**Instruction:**
Transcribe the listing verbatim. Do not carry over any pictures.

* begin Data *

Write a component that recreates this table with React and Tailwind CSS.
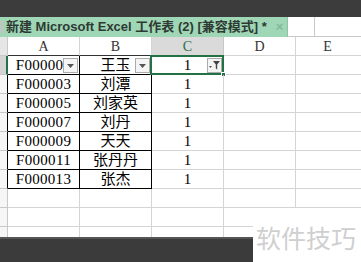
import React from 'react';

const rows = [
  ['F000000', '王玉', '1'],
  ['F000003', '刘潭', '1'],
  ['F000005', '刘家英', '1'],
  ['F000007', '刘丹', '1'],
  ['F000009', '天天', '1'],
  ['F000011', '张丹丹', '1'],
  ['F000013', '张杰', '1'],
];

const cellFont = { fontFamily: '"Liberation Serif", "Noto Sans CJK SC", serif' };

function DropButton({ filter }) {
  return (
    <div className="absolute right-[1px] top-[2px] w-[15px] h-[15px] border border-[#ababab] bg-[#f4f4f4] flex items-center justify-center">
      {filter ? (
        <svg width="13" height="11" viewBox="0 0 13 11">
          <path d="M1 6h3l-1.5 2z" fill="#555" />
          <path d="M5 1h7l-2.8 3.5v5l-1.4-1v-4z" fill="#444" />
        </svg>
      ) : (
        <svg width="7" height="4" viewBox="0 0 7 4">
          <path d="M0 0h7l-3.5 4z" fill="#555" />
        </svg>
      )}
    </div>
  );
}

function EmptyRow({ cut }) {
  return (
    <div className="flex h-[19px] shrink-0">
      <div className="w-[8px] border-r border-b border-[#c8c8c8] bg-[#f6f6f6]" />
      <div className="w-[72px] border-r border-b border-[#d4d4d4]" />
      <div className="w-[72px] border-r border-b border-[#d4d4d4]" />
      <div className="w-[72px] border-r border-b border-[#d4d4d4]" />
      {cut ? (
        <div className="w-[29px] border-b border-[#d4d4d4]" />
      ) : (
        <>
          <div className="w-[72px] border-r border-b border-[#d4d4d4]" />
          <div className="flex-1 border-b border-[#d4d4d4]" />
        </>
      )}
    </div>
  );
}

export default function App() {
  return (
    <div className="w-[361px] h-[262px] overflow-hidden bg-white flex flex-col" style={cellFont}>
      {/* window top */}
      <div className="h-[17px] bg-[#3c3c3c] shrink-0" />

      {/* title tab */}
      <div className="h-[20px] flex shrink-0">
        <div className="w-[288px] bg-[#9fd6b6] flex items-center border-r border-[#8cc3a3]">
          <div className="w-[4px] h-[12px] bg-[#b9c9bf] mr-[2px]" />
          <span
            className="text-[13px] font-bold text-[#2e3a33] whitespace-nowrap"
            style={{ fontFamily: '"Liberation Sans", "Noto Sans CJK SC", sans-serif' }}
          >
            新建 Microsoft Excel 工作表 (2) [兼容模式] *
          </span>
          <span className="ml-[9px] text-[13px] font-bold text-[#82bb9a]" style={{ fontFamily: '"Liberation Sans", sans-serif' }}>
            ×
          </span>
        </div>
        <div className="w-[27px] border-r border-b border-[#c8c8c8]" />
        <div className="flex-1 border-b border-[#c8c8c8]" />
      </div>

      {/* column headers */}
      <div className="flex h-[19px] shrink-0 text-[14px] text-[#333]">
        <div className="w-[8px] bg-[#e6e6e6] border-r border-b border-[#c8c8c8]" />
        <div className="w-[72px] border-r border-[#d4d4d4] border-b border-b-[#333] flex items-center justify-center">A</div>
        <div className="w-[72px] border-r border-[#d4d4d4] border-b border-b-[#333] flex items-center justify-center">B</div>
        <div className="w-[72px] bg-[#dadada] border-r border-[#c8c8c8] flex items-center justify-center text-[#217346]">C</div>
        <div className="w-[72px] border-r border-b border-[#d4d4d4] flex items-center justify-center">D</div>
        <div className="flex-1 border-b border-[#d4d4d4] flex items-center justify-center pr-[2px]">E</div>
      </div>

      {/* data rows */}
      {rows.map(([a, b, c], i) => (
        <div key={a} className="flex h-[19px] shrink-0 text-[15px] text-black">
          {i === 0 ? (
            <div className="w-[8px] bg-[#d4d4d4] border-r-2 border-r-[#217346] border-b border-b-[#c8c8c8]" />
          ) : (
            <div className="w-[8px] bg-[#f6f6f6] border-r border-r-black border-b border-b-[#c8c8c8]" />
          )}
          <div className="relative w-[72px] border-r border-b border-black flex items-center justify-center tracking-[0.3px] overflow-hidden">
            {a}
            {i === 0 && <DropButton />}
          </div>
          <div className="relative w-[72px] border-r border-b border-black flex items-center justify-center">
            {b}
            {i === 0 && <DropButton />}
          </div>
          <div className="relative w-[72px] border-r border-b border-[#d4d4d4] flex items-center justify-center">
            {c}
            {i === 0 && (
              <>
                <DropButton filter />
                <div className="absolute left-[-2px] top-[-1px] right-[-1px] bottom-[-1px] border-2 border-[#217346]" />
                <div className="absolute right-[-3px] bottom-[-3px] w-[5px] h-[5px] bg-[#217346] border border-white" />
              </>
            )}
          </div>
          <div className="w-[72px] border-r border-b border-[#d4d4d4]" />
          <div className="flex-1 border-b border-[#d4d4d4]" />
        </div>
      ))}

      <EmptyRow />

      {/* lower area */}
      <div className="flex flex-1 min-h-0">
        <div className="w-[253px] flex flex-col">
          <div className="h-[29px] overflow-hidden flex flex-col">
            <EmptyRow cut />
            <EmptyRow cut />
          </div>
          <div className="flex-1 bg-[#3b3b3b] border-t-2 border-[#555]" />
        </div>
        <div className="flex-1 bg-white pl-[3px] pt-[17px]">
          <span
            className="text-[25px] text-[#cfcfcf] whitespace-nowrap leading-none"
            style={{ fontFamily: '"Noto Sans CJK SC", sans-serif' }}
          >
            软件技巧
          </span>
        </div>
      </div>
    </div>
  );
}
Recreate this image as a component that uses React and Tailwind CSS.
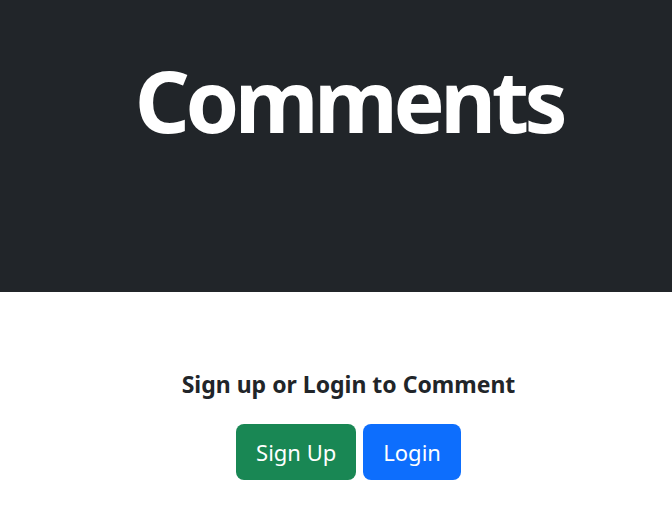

* end Data *

**Answer:**
Write a component that recreates this table with React and Tailwind CSS.
import React from 'react';

const rows = [
  ['F000000', '王玉', '1'],
  ['F000003', '刘潭', '1'],
  ['F000005', '刘家英', '1'],
  ['F000007', '刘丹', '1'],
  ['F000009', '天天', '1'],
  ['F000011', '张丹丹', '1'],
  ['F000013', '张杰', '1'],
];

const cellFont = { fontFamily: '"Liberation Serif", "Noto Sans CJK SC", serif' };

function DropButton({ filter }) {
  return (
    <div className="absolute right-[1px] top-[2px] w-[15px] h-[15px] border border-[#ababab] bg-[#f4f4f4] flex items-center justify-center">
      {filter ? (
        <svg width="13" height="11" viewBox="0 0 13 11">
          <path d="M1 6h3l-1.5 2z" fill="#555" />
          <path d="M5 1h7l-2.8 3.5v5l-1.4-1v-4z" fill="#444" />
        </svg>
      ) : (
        <svg width="7" height="4" viewBox="0 0 7 4">
          <path d="M0 0h7l-3.5 4z" fill="#555" />
        </svg>
      )}
    </div>
  );
}

function EmptyRow({ cut }) {
  return (
    <div className="flex h-[19px] shrink-0">
      <div className="w-[8px] border-r border-b border-[#c8c8c8] bg-[#f6f6f6]" />
      <div className="w-[72px] border-r border-b border-[#d4d4d4]" />
      <div className="w-[72px] border-r border-b border-[#d4d4d4]" />
      <div className="w-[72px] border-r border-b border-[#d4d4d4]" />
      {cut ? (
        <div className="w-[29px] border-b border-[#d4d4d4]" />
      ) : (
        <>
          <div className="w-[72px] border-r border-b border-[#d4d4d4]" />
          <div className="flex-1 border-b border-[#d4d4d4]" />
        </>
      )}
    </div>
  );
}

export default function App() {
  return (
    <div className="w-[361px] h-[262px] overflow-hidden bg-white flex flex-col" style={cellFont}>
      {/* window top */}
      <div className="h-[17px] bg-[#3c3c3c] shrink-0" />

      {/* title tab */}
      <div className="h-[20px] flex shrink-0">
        <div className="w-[288px] bg-[#9fd6b6] flex items-center border-r border-[#8cc3a3]">
          <div className="w-[4px] h-[12px] bg-[#b9c9bf] mr-[2px]" />
          <span
            className="text-[13px] font-bold text-[#2e3a33] whitespace-nowrap"
            style={{ fontFamily: '"Liberation Sans", "Noto Sans CJK SC", sans-serif' }}
          >
            新建 Microsoft Excel 工作表 (2) [兼容模式] *
          </span>
          <span className="ml-[9px] text-[13px] font-bold text-[#82bb9a]" style={{ fontFamily: '"Liberation Sans", sans-serif' }}>
            ×
          </span>
        </div>
        <div className="w-[27px] border-r border-b border-[#c8c8c8]" />
        <div className="flex-1 border-b border-[#c8c8c8]" />
      </div>

      {/* column headers */}
      <div className="flex h-[19px] shrink-0 text-[14px] text-[#333]">
        <div className="w-[8px] bg-[#e6e6e6] border-r border-b border-[#c8c8c8]" />
        <div className="w-[72px] border-r border-[#d4d4d4] border-b border-b-[#333] flex items-center justify-center">A</div>
        <div className="w-[72px] border-r border-[#d4d4d4] border-b border-b-[#333] flex items-center justify-center">B</div>
        <div className="w-[72px] bg-[#dadada] border-r border-[#c8c8c8] flex items-center justify-center text-[#217346]">C</div>
        <div className="w-[72px] border-r border-b border-[#d4d4d4] flex items-center justify-center">D</div>
        <div className="flex-1 border-b border-[#d4d4d4] flex items-center justify-center pr-[2px]">E</div>
      </div>

      {/* data rows */}
      {rows.map(([a, b, c], i) => (
        <div key={a} className="flex h-[19px] shrink-0 text-[15px] text-black">
          {i === 0 ? (
            <div className="w-[8px] bg-[#d4d4d4] border-r-2 border-r-[#217346] border-b border-b-[#c8c8c8]" />
          ) : (
            <div className="w-[8px] bg-[#f6f6f6] border-r border-r-black border-b border-b-[#c8c8c8]" />
          )}
          <div className="relative w-[72px] border-r border-b border-black flex items-center justify-center tracking-[0.3px] overflow-hidden">
            {a}
            {i === 0 && <DropButton />}
          </div>
          <div className="relative w-[72px] border-r border-b border-black flex items-center justify-center">
            {b}
            {i === 0 && <DropButton />}
          </div>
          <div className="relative w-[72px] border-r border-b border-[#d4d4d4] flex items-center justify-center">
            {c}
            {i === 0 && (
              <>
                <DropButton filter />
                <div className="absolute left-[-2px] top-[-1px] right-[-1px] bottom-[-1px] border-2 border-[#217346]" />
                <div className="absolute right-[-3px] bottom-[-3px] w-[5px] h-[5px] bg-[#217346] border border-white" />
              </>
            )}
          </div>
          <div className="w-[72px] border-r border-b border-[#d4d4d4]" />
          <div className="flex-1 border-b border-[#d4d4d4]" />
        </div>
      ))}

      <EmptyRow />

      {/* lower area */}
      <div className="flex flex-1 min-h-0">
        <div className="w-[253px] flex flex-col">
          <div className="h-[29px] overflow-hidden flex flex-col">
            <EmptyRow cut />
            <EmptyRow cut />
          </div>
          <div className="flex-1 bg-[#3b3b3b] border-t-2 border-[#555]" />
        </div>
        <div className="flex-1 bg-white pl-[3px] pt-[17px]">
          <span
            className="text-[25px] text-[#cfcfcf] whitespace-nowrap leading-none"
            style={{ fontFamily: '"Noto Sans CJK SC", sans-serif' }}
          >
            软件技巧
          </span>
        </div>
      </div>
    </div>
  );
}
Recreate this image as a component that uses React and Tailwind CSS.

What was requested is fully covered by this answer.